The Regulations oblige certain debt security issuers (such as finance companies) to provide their trustees with more information and additional tools with which the trustee can use to monitor and supervise the issuer on behalf of investors.

Many of the new requirements are already being met by a number of issuers, either under the terms of their trust deeds or as best practice. While the Regulations will not guarantee that there will be no further finance company collapses, they do give trustees greater powers to make their own investigations and should also provide trustees with more "early warning" of any danger signs, affording them the opportunity to increase monitoring or take action to remedy any breaches of the trust deed.

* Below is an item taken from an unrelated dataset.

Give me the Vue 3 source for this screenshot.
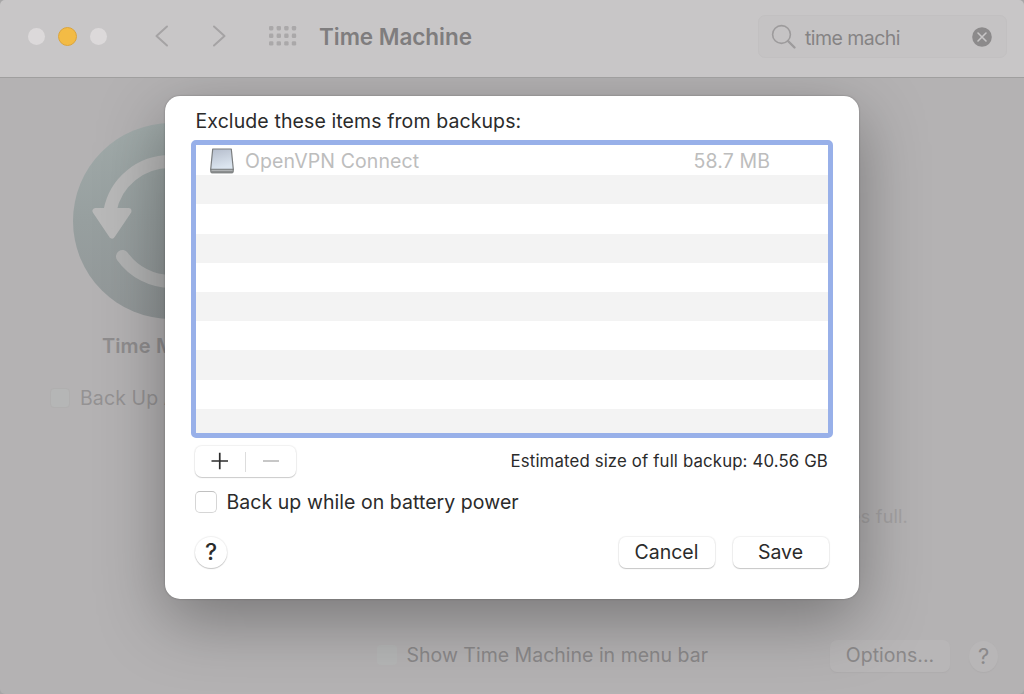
<script setup>
const item = { name: 'OpenVPN Connect', size: '58.7 MB' }
const dots = Array.from({ length: 12 }, (_, i) => ({ x: (i % 4) * 7.6, y: Math.floor(i / 4) * 7.6 }))
</script>

<template>
  <div class="window">
    <header class="toolbar">
      <div class="lights"><i></i><i class="yellow"></i><i></i></div>
      <svg class="nav" width="71" height="26" viewBox="0 0 71 26">
        <path d="M12 3.500 L1.500 13 L12 22.500 M59 3.500 L69.500 13 L59 22.500" />
      </svg>
      <svg class="grid" width="28" height="21" viewBox="0 0 28 21">
        <rect v-for="(d, i) in dots" :key="i" :x="d.x" :y="d.y" width="4.400" height="4.400" rx="1.300" />
      </svg>
      <h1>Time Machine</h1>
      <div class="search">
        <svg width="26" height="26" viewBox="0 0 26 26" fill="none">
          <circle cx="10.500" cy="10.500" r="8.900" stroke="#9d9b9c" stroke-width="1.600" />
          <path d="M17 17 L23.500 23.500" stroke="#9d9b9c" stroke-width="2.400" stroke-linecap="round" />
        </svg>
        <span>time machi</span>
        <svg width="20" height="20" viewBox="0 0 20 20">
          <circle cx="10" cy="10" r="9.800" fill="#8c8a8b" />
          <path d="M6 6 L14 14 M14 6 L6 14" stroke="#c8c6c7" stroke-width="1.600" stroke-linecap="round" />
        </svg>
      </div>
    </header>

    <main class="body">
      <section class="side">
        <svg class="logo" width="196" height="196" viewBox="0 0 196 196">
          <defs>
            <linearGradient id="disc" x1="0" y1="0" x2="0" y2="1">
              <stop offset="0" stop-color="#a1abaa" />
              <stop offset=".5" stop-color="#979f9f" />
              <stop offset="1" stop-color="#929798" />
            </linearGradient>
          </defs>
          <circle cx="98" cy="98" r="98" fill="url(#disc)" />
          <path d="M37 88 A61 60 0 0 1 98 38.500" fill="none" stroke="#b9b9b9" stroke-width="13" />
          <path d="M49.500 133.500 A60 60 0 0 0 98 158.500" fill="none" stroke="#b1b2b2" stroke-width="13" stroke-linecap="round" />
          <path d="M22.500 88 L55.500 88 L39 112.500 Z" fill="#b9b9b9" stroke="#b9b9b9" stroke-width="6" stroke-linejoin="round" />
        </svg>
        <h2>Time Machine</h2>
        <label class="auto"><i class="ghost-box"></i><span>Back Up Automatically</span></label>
      </section>
      <section class="details">
        <p>disk becomes full.</p>
        <footer>
          <label class="menubar"><i class="ghost-box"></i><span>Show Time Machine in menu bar</span></label>
          <button class="ghost options"><span>Options...</span></button>
          <button class="ghost round"><span>?</span></button>
        </footer>
      </section>

      <div class="sheet">
        <div class="caption"><span>Exclude these items from backups:</span></div>
        <div class="list">
          <div class="row">
            <svg width="24" height="26" viewBox="0 0 24 26">
              <defs>
                <linearGradient id="drive" x1="0" y1="0" x2="0.300" y2="1">
                  <stop offset="0" stop-color="#b4bccb" />
                  <stop offset="1" stop-color="#dce6f0" />
                </linearGradient>
              </defs>
              <path d="M.6 21 H23.400 V23.400 Q23.400 25 22 25 H2 Q.6 25 .6 23.400 Z" fill="#8b8e8f" stroke="#7a7d7e" stroke-width=".8" />
              <path d="M2.700 1 H21.300 L23.300 21.300 H.7 Z" fill="url(#drive)" stroke="#7a7d7f" stroke-width="1.200" stroke-linejoin="round" />
              <path d="M1.500 22.300 H22.500" stroke="#b9bdbe" stroke-width="1" />
            </svg>
            <span class="name">{{ item.name }}</span>
            <span class="size">{{ item.size }}</span>
          </div>
          <div v-for="n in 9" :key="n" class="row"></div>
        </div>
        <div class="under">
          <div class="segments">
            <svg width="51" height="32" viewBox="0 0 51 32"><path d="M16.500 15 H33 M24.750 6.800 V23.200" stroke="#2c2c2c" stroke-width="1.700" /></svg>
            <b></b>
            <svg width="50" height="32" viewBox="0 0 50 32"><path d="M17 15 H33" stroke="#b5b5b5" stroke-width="1.500" /></svg>
          </div>
          <span class="estimate">Estimated size of full backup: 40.56 GB</span>
        </div>
        <label class="battery"><i></i><span>Back up while on battery power</span></label>
        <div class="actions">
          <button class="help"><span>?</span></button>
          <button class="push cancel"><span>Cancel</span></button>
          <button class="push save"><span>Save</span></button>
        </div>
      </div>
    </main>
  </div>
</template>

<style>
html, body { margin: 0; background: #a7a6a7; overflow: hidden; }
</style>

<style scoped>
* { box-sizing: border-box; }
.window { width: 1024px; height: 694px; display: flex; flex-direction: column; overflow: hidden; border-radius: 5px; font-family: Inter, "Liberation Sans", sans-serif; font-size: 19.500px; color: #2b2b2b; white-space: nowrap; }
h1, h2, p { margin: 0; }
span, h1, h2 { line-height: 24px; }
button { padding: 0; border: 0; font: inherit; color: inherit; }
.toolbar { height: 78px; flex: none; display: flex; align-items: center; background: #c8c6c7; border-bottom: 1px solid #a09f9f; padding: 0 17px 4px 28px; }
.lights { display: flex; gap: 12px; align-items: center; width: 79px; flex: none; }
.lights i { width: 17px; height: 17px; border-radius: 50%; background: #dcd9da; }
.lights .yellow { width: 19px; height: 19px; margin: 0 1px 0 1px; background: #f3bb45; border: 1px solid #dca53c; }
.nav { margin-left: 48px; margin-top: -1px; flex: none; fill: none; stroke: #a5a3a4; stroke-width: 2; stroke-linecap: round; stroke-linejoin: round; }
.grid { margin-left: 42.500px; fill: #aaa8a9; flex: none; }
h1 { margin-left: 22.500px; width: 160px; font-size: 22.500px; font-weight: 600; color: #7f7d7e; letter-spacing: -.05px; }
.search { margin-left: auto; width: 249px; height: 43px; border-radius: 7px; background: #c5c3c4; border: 1px solid #c2c0c1; display: flex; align-items: center; padding: 0 14px 0 12px; color: #858384; }
.search span { margin-left: 8px; margin-top: 2px; flex: 1; letter-spacing: -.55px; }
.body { position: relative; flex: 1; display: flex; overflow: hidden; background: #b4b2b3; }
.side { width: 342px; flex: none; padding-top: 45px; display: flex; flex-direction: column; align-items: center; }
.logo { display: block; }
h2 { margin-top: 15px; font-size: 20px; font-weight: 600; color: #8f8d8e; letter-spacing: .15px; }
.auto { align-self: flex-start; margin-left: 50px; margin-top: 28px; display: flex; align-items: center; gap: 10px; color: #949293; }
.auto span { letter-spacing: .1px; }
.ghost-box { width: 20px; height: 20px; border-radius: 4px; background: #b5b6b6; flex: none; }
.auto .ghost-box { border: 1px solid #b0afaf; }
.details { flex: 1; display: flex; flex-direction: column; justify-content: flex-end; padding: 0 26px 22px 35px; }
.details p { align-self: flex-end; margin-right: 90px; margin-bottom: 111px; color: #a3a1a2; line-height: 24px; font-size: 18px; letter-spacing: .2px; }
.details footer { display: flex; align-items: center; }
.menubar { display: flex; align-items: center; gap: 9.500px; flex: 1; color: #8a8889; margin-top: -2px; }
.ghost { height: 32px; background: #b8b6b7; border-radius: 7px; color: #8b898a; box-shadow: 0 1px 1px #aeacad; }
.options { width: 120px; margin-right: 19px; }
.options span { position: relative; top: -1px; }
.round { width: 29px; height: 31px; border-radius: 50%; font-size: 22px; }
.sheet { position: absolute; left: 165px; top: 18px; width: 694px; height: 503px; border-radius: 15px; background: #fff; box-shadow: 0 0 2px rgba(0,0,0,.3), 0 20px 66px rgba(0,0,0,.34); padding: 13px 26px 0; }
.caption { height: 31px; padding-left: 4.500px; letter-spacing: .1px; }
.list { height: 298px; border: 5px solid #98b0e9; border-radius: 5px; overflow: hidden; padding-top: 1px; }
.row { height: 29.200px; display: flex; align-items: center; padding: 0 58px 0 14px; color: #bdbdbd; }
.row:nth-child(even) { background: #f3f3f3; }
.name { margin-left: 11px; flex: 1; letter-spacing: .1px; }
.size { letter-spacing: .1px; }
.under { height: 49px; padding: 8px 5px 0 4px; display: flex; justify-content: space-between; }
.segments { width: 101px; height: 31px; border-radius: 7px; display: flex; align-items: center; box-shadow: 0 0 1px 1px rgba(0,0,0,.06), 0 1px 1px rgba(0,0,0,.16); }
.segments b { height: 20px; width: 1px; background: #ddd; margin: 0 0 0 -1px; }
.estimate { font-size: 16.800px; margin-top: 3px; letter-spacing: .14px; }
.battery { display: flex; align-items: center; margin: 3px 0 0 4px; height: 24px; gap: 9.500px; letter-spacing: .05px; }
.battery i { width: 22px; height: 22px; border-radius: 5px; border: 1px solid #d6d6d6; border-top-color: #c0c0c0; flex: none; }
.actions { display: flex; align-items: center; height: 32px; margin: 22px 4px 0; }
.help, .push { background: #fff; box-shadow: 0 0 1px 1px rgba(0,0,0,.06), 0 1px 1px rgba(0,0,0,.18); }
.help { width: 32px; height: 31px; border-radius: 50%; font-size: 23px; font-weight: 500; margin-right: auto; }
.push { width: 96px; height: 31px; border-radius: 7px; }
.cancel { margin-right: 0; }
.save { margin-left: 18px; }
.push span { position: relative; left: -.5px; }
</style>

Prior to these latest Regulations being passed, the government had also previously announced proposals to further regulate nonbank deposit takers as part of an ongoing review of financial services regulation being undertaken by the Ministry of Economic Development and the Reserve Bank. Those proposals provide that non-bank deposit takers such as finance companies would continue to be supervised by trustees, but additional requirements would be imposed including that such issuers:

  • be required to be licensed by the Reserve Bank and therefore subject to more rigorous prudential governance and regulatory requirements;
  • be subject to enhanced public disclosure requirements under the Securities Act; and
  • be required to obtain and disclose a credit rating from an approved rating agency (with the credit ratings regime to be administered by the Reserve Bank).

At the date of writing, indications from the Reserve Bank are that legislation may be introduced to implement these proposals later in the year as regards the credit rating and prudential requirements, and later in 2008 in respect of licensing with the Reserve Bank. However, in the meantime the Regulations provide trustees with some further tools to protect investor interests, with a view to helping restore investor confidence in the industry.

The content of this article is intended to provide a general guide to the subject matter. Specialist advice should be sought about your specific circumstances.